Ces derniers mois, des sextapes ont écumé l'actualité au Cameroun. Celle impliquant le patron de radio sport infos (rsi), dans son bureau, avait traversé les frontières. La jeune Malicka Bayemi, dont les images ont été largement relayées, a saisi les instances juridictionnelles. L'affaire est pendante devant le tribunal et le patron de rsi écroué en prison. Même les documents officiels frappés du sceau " Très confidentiel " inondent la toile en longueur de journée au grand dam de certains conformistes. " C'est tout de même ahurissant de voir des documents secrets se retrouver sur la toile. Ces derniers mois, on en a vu de toutes les couleurs ", s'indigne Brice Awona. Le taux de pénétration des téléphones au Cameroun a augmenté de 15% en 04 ans. La sophistication de ces outils de communication a permis à chaque internaute d'immortaliser les faits qui se déroulent autour de lui. " C'est intéressant de voir ce dynamisme social au quotidien sur la toile ou dans les réseaux sociaux. Avec une connexion de 100 Fcfa et un téléphone, des Camerounais créent des contenus audios, vidéo ou textuels. Internet a vraiment démocratisé la parole ", glisse Albert, les yeux fixés sur son IPhone.
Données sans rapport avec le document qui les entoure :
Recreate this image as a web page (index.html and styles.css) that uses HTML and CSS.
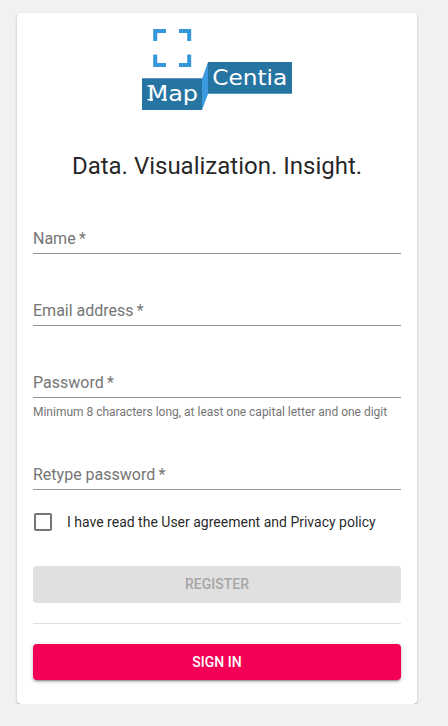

Le règne des téléphones Android
Au cours des multiples accidents sur nos routes, certains usagers s'activent à faire des vidéos au lieu de porter les gestes de premiers secours, s'indigne Armel Franck. Pour lui : " On entre de plus en plus dans une société de buzz à tous les prix. La situation est inquiétante. J'ai comme l'impression que les téléphones nous éloignent davantage de notre humanisme, de notre socialisation au profit d'un monde virtuel et perdu dans l'impunité. Face à un accident, des passants sortent des téléphones pour filmer les blessés agonisants et les morts pour les partager dans les groupes Facebook et whatsApp. Il y a une bagarre au coin de la rue, c'est le même phénomène. On y retrouve des jeunes et des personnes d'un certain âge malheureusement ". Antoine Noah, informaticien dans la ville de Yaoundé, regrette l'usage qui est fait des téléphones aujourd'hui dans notre société. " Les téléphones ont vraiment libéré la parole ; ils sont de plus en plus puissants. On publie tout et du n'importe quoi sur la toile au nom du buzz ou pour faire bonne impression. C'est d'ailleurs ce qui justifie la prolifération des fake news aujourd'hui et la naissance du fact checking ". Et d'ajouter : " Ce n'est pas le propre du Cameroun. Dans certains pays, les gouvernants ont préparé le terrain avant l'arrivée de ces technologies ".
Doit-on tout filmer ?
Le monde de l'instantanéité n'attend plus. " On n'y peut rien désormais. Le monde va désormais très vite. Même avec les enfants à la maison, on n'est plus sûr de vivre dans l'intimité. Il suffit d'une fausse manœuvre pour voir une vidéo ou photo familiale par exemple se retrouver dans les réseaux sociaux. Je vous assure que le téléphone est un mal nécessaire. Aujourd'hui on filme tout ", déplore Armand Joël Essama. Et d'ajouter : " Si notre système scolaire ou académique était dynamique comme ailleurs, on aurait eu par exemple des cours sur l'utilisation des réseaux sociaux et des médias en général. Ces cours participeraient à la construction des citoyens et à bâtir leur esprit critique. Avant de faire une publication, il faut toujours se demander si le jeu vaut la chandelle ", conseille Brice Hermann Nya, Expert en rédaction des contenus.
La question a été posée à Me Hyppolite Meli, avocat au barreau du Cameroun. Pour lui, tous ceux qui voient leur image prise dans un cadre restreint sont libres de saisir les juridictions pour se plaindre s'ils le veulent. Par contre, toutes images prises dans un endroit public restent publiques. Dans un cadre privé, les propriétaires des lieux sont les seuls à autoriser la prise des vues et de leur publication, confie l'avocat.